● Objective
Identify each line below containing the string "styles" and copy it.

───── Available data ─────

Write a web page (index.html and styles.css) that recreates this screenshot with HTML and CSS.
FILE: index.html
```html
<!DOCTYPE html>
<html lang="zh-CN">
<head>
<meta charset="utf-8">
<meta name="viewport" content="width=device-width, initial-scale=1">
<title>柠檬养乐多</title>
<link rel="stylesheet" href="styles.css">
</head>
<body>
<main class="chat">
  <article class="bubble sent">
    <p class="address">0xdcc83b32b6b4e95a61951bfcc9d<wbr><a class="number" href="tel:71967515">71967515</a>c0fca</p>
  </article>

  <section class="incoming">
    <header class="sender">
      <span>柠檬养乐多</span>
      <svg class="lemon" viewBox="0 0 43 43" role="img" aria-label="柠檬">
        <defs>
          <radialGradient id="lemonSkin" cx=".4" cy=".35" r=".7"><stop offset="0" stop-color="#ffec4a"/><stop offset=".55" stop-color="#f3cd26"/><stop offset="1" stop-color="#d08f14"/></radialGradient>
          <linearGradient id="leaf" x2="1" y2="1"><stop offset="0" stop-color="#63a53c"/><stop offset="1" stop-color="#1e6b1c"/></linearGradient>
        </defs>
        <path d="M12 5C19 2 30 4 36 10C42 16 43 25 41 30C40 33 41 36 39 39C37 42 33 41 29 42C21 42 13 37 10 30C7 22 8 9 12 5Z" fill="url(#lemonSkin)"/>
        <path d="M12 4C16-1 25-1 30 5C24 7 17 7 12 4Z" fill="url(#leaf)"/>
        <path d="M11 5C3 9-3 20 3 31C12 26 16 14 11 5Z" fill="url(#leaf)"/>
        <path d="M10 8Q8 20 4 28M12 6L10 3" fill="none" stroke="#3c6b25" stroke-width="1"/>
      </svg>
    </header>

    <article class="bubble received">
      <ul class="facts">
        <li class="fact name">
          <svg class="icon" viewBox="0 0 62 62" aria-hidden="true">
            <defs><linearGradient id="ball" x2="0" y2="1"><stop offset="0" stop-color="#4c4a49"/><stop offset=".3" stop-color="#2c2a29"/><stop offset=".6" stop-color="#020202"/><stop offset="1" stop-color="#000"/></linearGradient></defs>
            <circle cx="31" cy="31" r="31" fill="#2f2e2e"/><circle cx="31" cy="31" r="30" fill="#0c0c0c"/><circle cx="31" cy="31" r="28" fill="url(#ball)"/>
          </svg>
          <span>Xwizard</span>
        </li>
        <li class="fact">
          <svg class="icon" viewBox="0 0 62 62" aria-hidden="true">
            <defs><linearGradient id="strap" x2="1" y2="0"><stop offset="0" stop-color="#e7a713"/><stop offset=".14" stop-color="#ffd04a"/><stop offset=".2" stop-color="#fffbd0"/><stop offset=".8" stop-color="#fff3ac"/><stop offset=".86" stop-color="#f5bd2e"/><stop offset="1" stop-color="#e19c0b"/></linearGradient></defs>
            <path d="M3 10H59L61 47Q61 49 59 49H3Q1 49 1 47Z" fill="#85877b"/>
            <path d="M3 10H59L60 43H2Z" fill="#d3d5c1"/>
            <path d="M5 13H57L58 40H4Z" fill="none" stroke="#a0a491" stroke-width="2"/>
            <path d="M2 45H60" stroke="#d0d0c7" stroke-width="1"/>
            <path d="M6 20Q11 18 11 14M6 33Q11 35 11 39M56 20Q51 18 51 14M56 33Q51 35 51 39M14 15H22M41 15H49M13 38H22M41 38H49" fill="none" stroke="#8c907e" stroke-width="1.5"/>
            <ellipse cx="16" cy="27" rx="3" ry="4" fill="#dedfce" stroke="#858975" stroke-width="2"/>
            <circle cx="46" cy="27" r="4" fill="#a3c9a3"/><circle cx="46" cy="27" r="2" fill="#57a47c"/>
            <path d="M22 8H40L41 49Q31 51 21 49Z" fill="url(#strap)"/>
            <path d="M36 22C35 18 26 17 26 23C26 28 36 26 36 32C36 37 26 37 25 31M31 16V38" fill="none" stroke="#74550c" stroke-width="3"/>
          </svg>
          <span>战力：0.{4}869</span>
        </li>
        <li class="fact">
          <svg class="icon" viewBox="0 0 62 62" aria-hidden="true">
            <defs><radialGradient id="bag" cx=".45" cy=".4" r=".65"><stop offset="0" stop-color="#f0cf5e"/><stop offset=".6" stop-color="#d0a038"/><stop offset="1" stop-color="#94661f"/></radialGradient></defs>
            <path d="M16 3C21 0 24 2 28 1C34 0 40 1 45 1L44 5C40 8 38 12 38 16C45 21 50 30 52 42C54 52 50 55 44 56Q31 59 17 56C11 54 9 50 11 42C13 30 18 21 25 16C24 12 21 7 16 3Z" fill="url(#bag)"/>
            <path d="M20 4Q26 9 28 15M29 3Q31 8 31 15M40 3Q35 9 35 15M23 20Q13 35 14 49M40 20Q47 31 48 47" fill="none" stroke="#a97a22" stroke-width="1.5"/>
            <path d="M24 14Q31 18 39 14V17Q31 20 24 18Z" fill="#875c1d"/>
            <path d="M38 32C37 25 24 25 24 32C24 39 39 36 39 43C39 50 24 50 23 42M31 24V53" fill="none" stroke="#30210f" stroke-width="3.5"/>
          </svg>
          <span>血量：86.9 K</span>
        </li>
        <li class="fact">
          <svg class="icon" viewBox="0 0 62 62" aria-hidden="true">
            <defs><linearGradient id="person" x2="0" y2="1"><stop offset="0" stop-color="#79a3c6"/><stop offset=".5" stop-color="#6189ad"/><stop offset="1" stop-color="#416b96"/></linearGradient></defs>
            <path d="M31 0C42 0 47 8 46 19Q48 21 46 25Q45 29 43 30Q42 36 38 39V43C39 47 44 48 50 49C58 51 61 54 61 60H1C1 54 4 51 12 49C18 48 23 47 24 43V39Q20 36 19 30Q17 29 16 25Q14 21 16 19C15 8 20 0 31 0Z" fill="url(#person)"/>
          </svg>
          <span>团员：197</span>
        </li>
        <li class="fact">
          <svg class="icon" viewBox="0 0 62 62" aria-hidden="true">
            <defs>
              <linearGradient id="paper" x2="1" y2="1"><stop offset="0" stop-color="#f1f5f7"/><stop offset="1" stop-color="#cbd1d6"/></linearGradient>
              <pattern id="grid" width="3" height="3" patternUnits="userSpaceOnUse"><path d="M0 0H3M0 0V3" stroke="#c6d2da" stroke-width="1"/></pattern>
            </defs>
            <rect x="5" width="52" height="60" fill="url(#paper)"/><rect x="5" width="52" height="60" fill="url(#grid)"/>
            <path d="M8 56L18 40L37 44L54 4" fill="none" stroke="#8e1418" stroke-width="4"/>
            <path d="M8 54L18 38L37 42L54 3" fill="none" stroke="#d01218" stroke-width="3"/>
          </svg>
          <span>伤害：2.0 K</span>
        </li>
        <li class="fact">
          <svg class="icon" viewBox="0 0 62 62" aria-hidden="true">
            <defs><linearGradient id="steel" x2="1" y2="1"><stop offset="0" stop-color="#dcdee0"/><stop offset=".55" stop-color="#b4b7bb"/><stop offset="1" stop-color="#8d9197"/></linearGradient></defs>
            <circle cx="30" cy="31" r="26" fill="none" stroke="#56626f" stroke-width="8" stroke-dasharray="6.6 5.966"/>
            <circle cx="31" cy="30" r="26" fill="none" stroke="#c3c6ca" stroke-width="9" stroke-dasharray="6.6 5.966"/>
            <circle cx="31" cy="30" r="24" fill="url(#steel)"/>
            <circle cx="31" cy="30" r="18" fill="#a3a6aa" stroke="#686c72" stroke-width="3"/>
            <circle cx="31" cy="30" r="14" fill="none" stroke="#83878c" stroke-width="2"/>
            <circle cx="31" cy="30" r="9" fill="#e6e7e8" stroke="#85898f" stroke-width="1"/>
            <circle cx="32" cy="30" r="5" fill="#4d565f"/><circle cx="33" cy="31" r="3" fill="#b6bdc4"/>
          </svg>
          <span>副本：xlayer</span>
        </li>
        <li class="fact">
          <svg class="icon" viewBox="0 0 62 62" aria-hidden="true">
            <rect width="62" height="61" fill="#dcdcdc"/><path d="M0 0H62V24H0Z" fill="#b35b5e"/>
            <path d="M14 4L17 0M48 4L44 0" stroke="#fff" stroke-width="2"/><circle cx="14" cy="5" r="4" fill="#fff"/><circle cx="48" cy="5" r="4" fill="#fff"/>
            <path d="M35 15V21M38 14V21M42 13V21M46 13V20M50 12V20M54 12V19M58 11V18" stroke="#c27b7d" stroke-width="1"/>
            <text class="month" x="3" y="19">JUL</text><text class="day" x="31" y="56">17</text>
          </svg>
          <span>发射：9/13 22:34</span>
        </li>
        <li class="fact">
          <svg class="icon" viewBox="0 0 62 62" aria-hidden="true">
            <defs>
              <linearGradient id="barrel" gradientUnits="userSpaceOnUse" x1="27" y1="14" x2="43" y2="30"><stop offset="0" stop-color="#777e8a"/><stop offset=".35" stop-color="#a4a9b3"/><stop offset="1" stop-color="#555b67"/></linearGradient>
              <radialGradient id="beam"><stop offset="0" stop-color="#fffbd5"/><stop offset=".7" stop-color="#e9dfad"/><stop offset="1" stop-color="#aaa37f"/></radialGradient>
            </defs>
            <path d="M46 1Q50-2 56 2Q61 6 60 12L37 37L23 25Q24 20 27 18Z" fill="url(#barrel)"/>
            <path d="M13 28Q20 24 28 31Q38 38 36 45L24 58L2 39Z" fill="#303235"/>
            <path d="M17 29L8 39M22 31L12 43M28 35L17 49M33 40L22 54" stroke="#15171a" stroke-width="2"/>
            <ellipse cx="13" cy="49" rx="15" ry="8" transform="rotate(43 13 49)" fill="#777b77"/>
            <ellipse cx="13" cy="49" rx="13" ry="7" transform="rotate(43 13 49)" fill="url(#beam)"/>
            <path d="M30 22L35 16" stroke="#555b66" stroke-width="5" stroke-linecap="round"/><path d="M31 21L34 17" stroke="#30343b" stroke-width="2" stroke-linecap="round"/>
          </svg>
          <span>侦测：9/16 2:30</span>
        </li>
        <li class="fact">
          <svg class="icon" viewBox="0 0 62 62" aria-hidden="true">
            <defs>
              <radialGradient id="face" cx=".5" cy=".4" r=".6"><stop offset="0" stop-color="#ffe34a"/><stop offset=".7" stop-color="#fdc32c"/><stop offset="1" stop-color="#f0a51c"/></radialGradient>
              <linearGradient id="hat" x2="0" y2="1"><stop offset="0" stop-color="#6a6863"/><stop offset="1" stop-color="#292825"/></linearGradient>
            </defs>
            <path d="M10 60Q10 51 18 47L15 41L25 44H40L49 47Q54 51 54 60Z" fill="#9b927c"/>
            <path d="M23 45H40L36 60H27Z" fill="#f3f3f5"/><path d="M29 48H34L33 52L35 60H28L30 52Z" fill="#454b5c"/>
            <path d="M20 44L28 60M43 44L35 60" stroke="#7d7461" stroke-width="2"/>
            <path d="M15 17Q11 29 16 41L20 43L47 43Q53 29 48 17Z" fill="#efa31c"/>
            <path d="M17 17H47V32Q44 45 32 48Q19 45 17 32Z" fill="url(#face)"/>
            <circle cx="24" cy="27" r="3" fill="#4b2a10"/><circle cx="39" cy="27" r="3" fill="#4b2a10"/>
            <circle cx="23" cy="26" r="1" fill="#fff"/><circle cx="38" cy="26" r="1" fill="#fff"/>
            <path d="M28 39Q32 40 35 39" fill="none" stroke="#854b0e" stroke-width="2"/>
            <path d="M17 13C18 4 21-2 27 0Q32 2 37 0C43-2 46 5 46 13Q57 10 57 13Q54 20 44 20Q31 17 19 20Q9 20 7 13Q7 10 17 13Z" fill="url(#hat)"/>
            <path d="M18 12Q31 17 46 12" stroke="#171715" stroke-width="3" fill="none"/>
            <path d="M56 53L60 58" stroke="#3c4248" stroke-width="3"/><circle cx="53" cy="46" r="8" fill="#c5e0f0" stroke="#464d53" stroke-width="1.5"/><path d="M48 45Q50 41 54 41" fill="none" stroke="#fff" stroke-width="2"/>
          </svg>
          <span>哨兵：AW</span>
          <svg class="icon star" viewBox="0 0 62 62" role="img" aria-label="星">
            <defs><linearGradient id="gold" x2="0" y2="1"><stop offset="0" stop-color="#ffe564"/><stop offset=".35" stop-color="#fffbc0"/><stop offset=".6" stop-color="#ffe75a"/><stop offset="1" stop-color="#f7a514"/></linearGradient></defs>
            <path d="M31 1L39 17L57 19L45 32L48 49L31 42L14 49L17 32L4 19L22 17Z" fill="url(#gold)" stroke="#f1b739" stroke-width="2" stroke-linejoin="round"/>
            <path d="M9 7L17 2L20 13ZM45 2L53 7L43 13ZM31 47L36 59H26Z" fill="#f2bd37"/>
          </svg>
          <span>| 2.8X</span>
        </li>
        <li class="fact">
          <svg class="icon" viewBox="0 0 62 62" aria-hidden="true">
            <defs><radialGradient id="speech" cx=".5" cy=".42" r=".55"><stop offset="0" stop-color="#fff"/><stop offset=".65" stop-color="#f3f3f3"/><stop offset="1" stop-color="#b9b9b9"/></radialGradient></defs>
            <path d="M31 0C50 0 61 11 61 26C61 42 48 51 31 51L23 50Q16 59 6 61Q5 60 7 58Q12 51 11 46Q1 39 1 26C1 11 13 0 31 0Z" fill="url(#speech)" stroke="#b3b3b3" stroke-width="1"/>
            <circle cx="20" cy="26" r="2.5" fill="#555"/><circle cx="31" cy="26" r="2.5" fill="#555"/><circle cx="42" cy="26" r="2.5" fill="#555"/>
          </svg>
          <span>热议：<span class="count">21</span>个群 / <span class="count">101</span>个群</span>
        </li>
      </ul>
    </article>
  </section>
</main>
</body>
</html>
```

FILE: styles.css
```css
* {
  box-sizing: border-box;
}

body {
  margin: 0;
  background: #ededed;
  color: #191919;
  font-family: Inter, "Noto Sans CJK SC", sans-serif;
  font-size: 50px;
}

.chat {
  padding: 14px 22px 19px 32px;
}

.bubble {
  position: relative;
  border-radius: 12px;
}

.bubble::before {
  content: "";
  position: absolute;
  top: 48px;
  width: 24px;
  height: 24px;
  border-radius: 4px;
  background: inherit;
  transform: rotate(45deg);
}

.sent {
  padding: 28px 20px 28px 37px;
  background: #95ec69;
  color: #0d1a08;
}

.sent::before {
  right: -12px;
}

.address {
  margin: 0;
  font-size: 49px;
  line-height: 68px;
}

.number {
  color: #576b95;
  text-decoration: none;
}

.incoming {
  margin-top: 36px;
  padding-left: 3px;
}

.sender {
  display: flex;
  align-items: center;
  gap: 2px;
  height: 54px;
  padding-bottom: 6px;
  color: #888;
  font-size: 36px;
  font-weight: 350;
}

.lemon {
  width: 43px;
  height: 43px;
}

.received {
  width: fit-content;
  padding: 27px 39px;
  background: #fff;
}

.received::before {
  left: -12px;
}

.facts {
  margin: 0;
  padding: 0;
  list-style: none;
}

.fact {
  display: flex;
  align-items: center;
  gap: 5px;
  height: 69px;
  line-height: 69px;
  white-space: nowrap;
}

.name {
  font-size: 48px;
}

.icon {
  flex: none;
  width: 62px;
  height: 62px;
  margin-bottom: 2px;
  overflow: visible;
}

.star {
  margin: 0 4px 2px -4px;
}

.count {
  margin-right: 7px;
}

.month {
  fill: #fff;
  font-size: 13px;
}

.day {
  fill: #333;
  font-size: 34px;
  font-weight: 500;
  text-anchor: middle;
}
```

─────

● Task result
Write a web page (index.html and styles.css) that recreates this screenshot with HTML and CSS.
<link rel="stylesheet" href="styles.css">
FILE: styles.css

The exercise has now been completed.